Can’t get more green than algae
Kevin Bullis at MIT’s Technology Review has a great update on the potential and progress of developments into algae-based biofuels. A number of ventures are now pursuing the space, which holds great promise at a time when the Bush administration is keen to promote biofuels as an alternative to fossil fuels and oil prices are still relatively high — and expected to go higher. “The theoretical potential is clear,” writes Bullis:
Algae can be grown in open ponds or sealed in clear tubes, and it can produce far more oil per acre than soybeans, a source of oil for biodiesel.

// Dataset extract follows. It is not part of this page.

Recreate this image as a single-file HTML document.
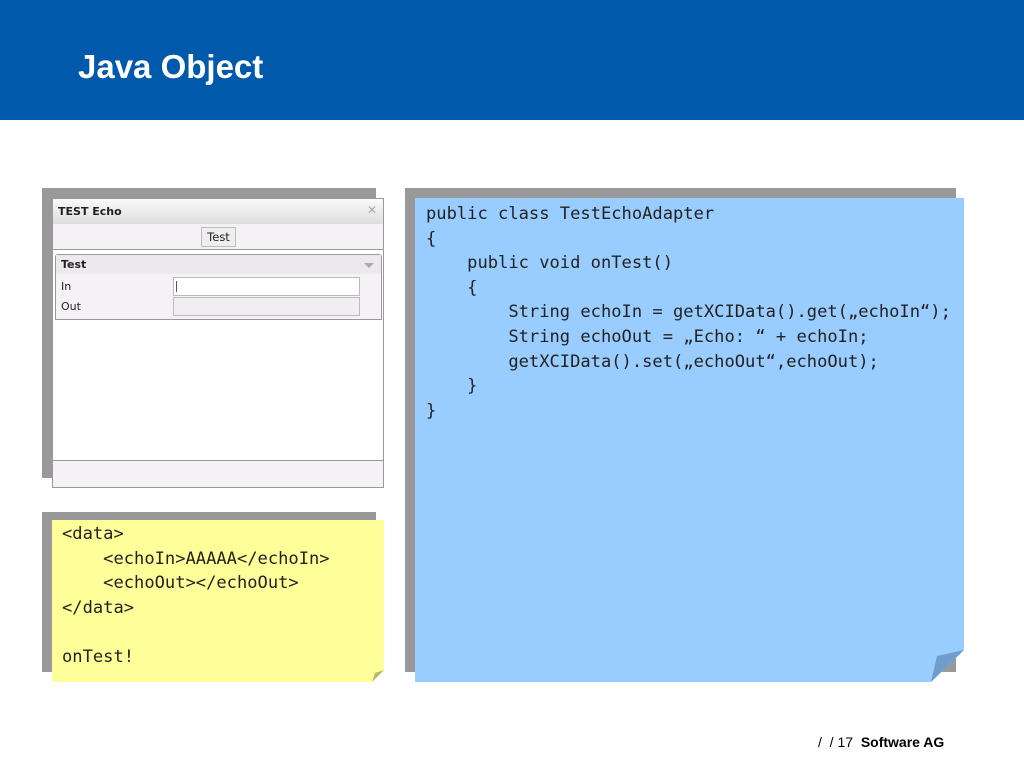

Algae can also clean up waste by processing nitrogen from wastewater and carbon dioxide from power plants. What’s more, it can be grown on marginal lands useless for ordinary crops, and it can use water from salt aquifers that is not useful for drinking or agriculture.
Though the story, quoting a scientist at the U.S. National Renewable Energy Lab, warns that there’s still a long way to go. “You have to be careful because there’s a lot of hype out there right now.”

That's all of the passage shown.